Soon after, my friend and I were en route to Manchester Arena, prepared to have an experience of a lifetime. Well, that it certainly was.
We were dropped off close to the arena and walked the rest of the way, queuing for the entrance. Surrounded by fellow concert-goers in Ariana merch, black bunny ears and cat ears, I was already getting a feel for the exhilarating and somewhat comforting atmosphere of the night ahead.
From the moment that security gave us the all-clear our minds were set on one thing only: merchandise. Making swift movement through the corridor, we collected our exclusive merch and then headed eagerly towards the merchandise stall. We couldn’t risk missing out on a selection of clothing sizes, or something getting sold out.
Next, we ran our second-priority errands, namely toilets and drinks, and then, finally, with exhaustion, headed off to our seats. We were lucky enough to have snatched 7th row floor tickets, meaning we were in the immediate vicinity of the stage. The materiality of how close we were only just setting in as the support acts, Bia and Victoria Monet, took to the stage.

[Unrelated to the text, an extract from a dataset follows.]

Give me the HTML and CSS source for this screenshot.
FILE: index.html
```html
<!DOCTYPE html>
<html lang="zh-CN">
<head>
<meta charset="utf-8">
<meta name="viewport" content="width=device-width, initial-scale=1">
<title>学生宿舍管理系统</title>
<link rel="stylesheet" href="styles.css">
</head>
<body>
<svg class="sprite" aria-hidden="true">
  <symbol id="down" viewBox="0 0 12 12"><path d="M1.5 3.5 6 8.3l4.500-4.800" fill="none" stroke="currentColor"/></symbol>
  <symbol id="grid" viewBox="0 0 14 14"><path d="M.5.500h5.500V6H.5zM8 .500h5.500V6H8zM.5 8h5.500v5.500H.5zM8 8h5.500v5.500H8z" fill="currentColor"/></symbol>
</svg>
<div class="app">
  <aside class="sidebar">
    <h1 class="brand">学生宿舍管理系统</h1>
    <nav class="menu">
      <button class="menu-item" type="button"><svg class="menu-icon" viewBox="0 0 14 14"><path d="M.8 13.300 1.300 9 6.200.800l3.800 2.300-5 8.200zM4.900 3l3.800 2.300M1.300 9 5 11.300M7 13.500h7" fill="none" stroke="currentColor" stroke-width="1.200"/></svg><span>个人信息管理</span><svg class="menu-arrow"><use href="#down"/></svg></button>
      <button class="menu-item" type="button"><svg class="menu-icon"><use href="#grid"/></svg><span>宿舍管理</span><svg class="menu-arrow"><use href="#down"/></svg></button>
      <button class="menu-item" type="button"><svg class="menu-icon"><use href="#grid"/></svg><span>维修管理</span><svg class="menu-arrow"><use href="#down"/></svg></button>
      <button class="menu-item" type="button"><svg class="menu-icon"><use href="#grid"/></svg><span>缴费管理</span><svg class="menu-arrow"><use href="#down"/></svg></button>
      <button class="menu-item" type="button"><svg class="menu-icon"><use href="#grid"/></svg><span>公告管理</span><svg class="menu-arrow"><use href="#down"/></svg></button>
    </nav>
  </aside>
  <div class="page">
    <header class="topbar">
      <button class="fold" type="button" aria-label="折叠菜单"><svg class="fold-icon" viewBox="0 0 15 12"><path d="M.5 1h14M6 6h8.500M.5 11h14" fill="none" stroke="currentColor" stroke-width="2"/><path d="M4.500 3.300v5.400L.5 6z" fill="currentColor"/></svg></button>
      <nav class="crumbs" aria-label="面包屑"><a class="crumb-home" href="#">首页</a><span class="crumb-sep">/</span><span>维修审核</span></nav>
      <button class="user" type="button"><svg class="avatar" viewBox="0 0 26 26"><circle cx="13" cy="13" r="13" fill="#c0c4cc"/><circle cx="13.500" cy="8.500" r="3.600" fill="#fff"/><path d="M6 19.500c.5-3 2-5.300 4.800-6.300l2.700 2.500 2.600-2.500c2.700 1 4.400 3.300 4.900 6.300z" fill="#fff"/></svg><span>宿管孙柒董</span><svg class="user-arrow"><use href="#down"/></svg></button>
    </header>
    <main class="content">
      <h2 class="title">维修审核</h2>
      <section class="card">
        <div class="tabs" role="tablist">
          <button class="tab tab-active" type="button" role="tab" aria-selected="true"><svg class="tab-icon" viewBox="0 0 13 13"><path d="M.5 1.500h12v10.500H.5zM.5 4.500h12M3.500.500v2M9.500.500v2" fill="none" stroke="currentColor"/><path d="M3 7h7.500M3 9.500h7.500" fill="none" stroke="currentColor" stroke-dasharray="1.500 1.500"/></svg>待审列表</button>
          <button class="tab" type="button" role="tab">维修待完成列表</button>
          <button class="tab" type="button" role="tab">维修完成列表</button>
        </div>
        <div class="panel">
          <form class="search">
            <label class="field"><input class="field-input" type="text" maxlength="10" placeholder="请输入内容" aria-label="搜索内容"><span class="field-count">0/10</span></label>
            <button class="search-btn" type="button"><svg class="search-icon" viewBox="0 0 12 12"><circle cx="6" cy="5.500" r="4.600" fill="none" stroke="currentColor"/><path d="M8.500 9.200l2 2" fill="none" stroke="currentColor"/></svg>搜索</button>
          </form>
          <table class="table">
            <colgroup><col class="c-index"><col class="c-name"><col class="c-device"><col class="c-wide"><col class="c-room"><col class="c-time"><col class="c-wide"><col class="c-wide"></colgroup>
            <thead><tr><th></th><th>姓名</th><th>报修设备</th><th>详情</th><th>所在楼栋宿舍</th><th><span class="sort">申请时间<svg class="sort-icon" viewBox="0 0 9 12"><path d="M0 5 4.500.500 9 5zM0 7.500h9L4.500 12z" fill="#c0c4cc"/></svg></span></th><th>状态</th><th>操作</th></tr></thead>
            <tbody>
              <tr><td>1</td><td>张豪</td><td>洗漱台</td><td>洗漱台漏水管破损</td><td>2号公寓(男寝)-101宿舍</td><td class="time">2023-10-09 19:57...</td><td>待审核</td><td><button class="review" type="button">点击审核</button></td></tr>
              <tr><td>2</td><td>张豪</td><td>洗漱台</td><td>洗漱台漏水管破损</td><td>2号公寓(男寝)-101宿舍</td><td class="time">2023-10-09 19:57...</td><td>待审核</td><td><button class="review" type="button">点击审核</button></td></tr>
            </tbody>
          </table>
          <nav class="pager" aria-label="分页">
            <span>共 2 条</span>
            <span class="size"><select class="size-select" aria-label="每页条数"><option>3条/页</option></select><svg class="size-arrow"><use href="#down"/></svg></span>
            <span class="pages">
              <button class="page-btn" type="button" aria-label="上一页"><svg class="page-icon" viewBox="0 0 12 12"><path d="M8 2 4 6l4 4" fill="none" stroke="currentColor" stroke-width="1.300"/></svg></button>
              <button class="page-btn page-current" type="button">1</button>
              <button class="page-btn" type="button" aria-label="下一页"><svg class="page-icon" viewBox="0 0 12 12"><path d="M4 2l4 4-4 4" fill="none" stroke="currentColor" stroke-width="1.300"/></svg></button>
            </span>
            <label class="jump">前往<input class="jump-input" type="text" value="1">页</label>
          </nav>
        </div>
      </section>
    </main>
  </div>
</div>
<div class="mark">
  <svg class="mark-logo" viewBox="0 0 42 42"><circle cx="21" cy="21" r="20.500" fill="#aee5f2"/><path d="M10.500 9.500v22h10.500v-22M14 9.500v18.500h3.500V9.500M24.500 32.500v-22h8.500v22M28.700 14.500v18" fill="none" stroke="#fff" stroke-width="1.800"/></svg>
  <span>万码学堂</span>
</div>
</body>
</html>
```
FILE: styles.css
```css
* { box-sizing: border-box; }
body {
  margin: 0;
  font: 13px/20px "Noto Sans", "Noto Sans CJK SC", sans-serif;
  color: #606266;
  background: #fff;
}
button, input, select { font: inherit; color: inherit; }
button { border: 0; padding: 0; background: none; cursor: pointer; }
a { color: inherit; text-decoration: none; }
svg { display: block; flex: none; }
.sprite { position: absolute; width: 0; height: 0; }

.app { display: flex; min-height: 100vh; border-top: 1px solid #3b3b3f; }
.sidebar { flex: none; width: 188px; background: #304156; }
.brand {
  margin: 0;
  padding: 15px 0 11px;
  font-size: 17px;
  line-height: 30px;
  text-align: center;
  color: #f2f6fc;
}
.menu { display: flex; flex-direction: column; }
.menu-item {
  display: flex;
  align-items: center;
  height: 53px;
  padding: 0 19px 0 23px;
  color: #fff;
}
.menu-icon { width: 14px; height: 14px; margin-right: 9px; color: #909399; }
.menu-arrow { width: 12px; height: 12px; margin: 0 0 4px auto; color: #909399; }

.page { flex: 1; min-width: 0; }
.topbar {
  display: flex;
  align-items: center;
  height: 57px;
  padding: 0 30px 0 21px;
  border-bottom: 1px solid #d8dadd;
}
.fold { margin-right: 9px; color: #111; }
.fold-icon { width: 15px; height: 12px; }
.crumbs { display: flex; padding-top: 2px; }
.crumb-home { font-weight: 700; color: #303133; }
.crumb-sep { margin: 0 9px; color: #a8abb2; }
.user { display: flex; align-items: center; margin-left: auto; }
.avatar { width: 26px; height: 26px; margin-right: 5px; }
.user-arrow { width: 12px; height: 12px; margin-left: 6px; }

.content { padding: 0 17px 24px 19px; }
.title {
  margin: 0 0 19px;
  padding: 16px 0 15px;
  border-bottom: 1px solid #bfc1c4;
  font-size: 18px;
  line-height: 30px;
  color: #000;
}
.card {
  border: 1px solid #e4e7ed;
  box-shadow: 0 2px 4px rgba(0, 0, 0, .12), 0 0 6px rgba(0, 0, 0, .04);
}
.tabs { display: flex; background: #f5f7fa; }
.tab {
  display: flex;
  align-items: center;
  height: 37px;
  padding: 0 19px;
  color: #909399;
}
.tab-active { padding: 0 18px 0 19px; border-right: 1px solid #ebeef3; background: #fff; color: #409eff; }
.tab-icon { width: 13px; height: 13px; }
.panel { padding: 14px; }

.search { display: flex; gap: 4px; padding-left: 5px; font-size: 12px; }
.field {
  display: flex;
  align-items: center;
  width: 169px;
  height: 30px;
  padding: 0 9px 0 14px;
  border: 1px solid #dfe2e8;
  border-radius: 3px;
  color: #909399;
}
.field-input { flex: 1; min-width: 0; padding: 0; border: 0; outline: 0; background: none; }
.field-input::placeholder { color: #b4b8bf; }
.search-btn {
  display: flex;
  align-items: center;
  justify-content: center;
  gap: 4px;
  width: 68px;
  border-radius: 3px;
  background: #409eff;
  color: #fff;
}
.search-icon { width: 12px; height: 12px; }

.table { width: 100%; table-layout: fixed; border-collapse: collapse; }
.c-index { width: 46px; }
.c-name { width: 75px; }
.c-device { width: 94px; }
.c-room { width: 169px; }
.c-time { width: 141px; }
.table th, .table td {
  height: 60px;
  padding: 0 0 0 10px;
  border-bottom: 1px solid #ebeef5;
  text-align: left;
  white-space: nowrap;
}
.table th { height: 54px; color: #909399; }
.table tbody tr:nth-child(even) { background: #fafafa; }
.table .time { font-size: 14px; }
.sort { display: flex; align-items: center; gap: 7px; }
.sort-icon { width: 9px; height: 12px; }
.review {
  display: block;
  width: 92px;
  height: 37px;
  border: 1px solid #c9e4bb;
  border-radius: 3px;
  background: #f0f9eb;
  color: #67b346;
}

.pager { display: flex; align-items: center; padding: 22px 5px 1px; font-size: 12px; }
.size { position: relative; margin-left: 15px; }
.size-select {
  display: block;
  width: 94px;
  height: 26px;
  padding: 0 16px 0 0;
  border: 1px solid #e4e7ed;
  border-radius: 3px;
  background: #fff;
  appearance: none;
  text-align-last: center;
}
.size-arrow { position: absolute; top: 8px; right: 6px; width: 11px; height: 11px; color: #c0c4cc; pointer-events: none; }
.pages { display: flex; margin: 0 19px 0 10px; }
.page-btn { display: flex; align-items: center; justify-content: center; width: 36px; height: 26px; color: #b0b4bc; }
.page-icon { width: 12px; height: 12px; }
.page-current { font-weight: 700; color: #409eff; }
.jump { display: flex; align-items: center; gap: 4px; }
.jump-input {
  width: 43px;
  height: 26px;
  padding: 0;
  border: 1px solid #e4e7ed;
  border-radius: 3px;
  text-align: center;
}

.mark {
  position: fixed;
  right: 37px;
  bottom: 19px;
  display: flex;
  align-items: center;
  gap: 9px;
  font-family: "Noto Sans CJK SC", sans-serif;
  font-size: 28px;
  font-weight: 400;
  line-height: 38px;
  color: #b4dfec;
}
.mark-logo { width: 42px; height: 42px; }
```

The buzz of excitement from the crowd of 21,000 amplified, indicating our readiness for what we had all been waiting for. As soon as the ten-minute countdown began, reality abruptly took a hold of me. Ariana was going to be right in my face! I jumped up and down with elation and clapped my hands together excitably, incapable of containing the rush of emotion.
Ten minutes had suddenly passed, and the timer read 00:00:00:00. The crowd went silent in anticipation. The instrumental music of Be Alright started. The lights began to flash and the crowd was roaring. Where is she? It felt like forever, but then I couldn’t believe my eyes when the curtains parted and… there she was! She strutted through, then posed in glory to her cheering fans.
This is how much of the night continues. At some point we managed to get even closer and huddled with the crowd gathering round the edge of the ‘T’ – we were SO close!
The concert ended, and Ariana made her graceful exit. Because we had moved round to the ‘T’, it had been a struggle to fight through the swarm of people leaving the floor area to get back to our seats where my friend had left her merch.
We were making our way out, high on life and music, chatty, giddy, pockets empty but hands full of merchandise when it happens.
A large bang. Or what seemed like two. Screaming. A stream of people flooding back into the arena. In that moment, it felt like the world had stopped turning.
My friend grabbed me by the wrist, jolting me back into reality: ‘No! No! No!’
We didn’t know what was happening or where we were going, we just ran. Hand in hand.
Our eyes met through panic-stricken faces. Someone was on the floor. We pressed ourselves against the crowd, trying to get as far away as possible from whatever had happened out there. We still didn’t know. And sometimes that’s worse than knowing.
The rest of the night was just a blur of panic and exchanged I love yous, which we thought could be our last. Someone came onto the stage, trying to calm the commotion, only to announce that ‘there is no problem here’, and telling us to evacuate the building in an orderly manner.
Was he blind? Or deaf? Or both? How did he have the audacity to say there is no problem when people were lying in a corridor dead, injured, bleeding, screaming, crying?
My friend and I held hands the entire night. We still didn’t know what had happened.
The radio is what broke the news. A bomb. I texted my parents and friends, posted on any of my social media handles telling people I am safe.
When I stepped through my front door into my mother’s arms, I instantly felt guilty.
Hundreds were not going to do the same that night. Not ever.
My ears were ringing.
It took until the morning for me to fully acknowledge the truth of the night before.
The next few days and weeks were incredibly rough. I still got up every day and went to school, but only as a hollowed figure, the void filled with guilt and despair.
I continued to plough through my exams, because I wasn’t going to let the terror attack take yet another thing away from me. It had already taken 22 lives and injured hundreds more, shattered happiness, broken relationships and destroyed families – leaving nothing but ugly consequences in its wake.
Not that simple
I am incredibly lucky to be alive. I know that. So you may be wondering why I feel guilty. Shouldn’t I be expressing gratitude? Celebrating life because of all of those who can’t?
But it’s not that simple.
I feel guilty, not because I believe I should have been injured or dead, but because I wasn’t injured.
Hundreds of people suffered and endured so much more pain than me; they lost parents, siblings, aunties, uncles, cousins, and friends, saw things that they shouldn’t have and which will traumatise them for life.
I didn’t see anything, I didn’t lose anyone. And because of that, I feel my sadness is invalidated because there are those who were extremely worse off.
I don’t know who I am, lost in all of this.
Am I a victim? Am I a witness?
It’s hard to write this, to express what I feel and mean, using the right words.
I am not saying I wish I was injured or dead, I am not saying I wish I lost someone close to me. I am saying that I feel as though I am ‘not allowed’ to be sad, because lots of people suffered more than me, and they are the ones who should be sad, not me.
I am happy to be alive, and from the bottom of my heart, am sincerely grateful that I was lucky enough to not see anything that might scar me, or lose anyone significant in my life. Rationally, I know that I am allowed to be sad about what happened. But for some reason there’s a part of me that makes me feel guilty for being so.
It is hard to recover from trauma that is encrypted into your memories, locked up inside your head. However, the love, stoicism, bravery, strength and unity that resurrected in response to hatred has aided massively in my own and many other survivors’ healing.
We can’t stop or predict terror, but we can challenge it. We have to love stronger, sing louder, and laugh more. We won’t let hate win.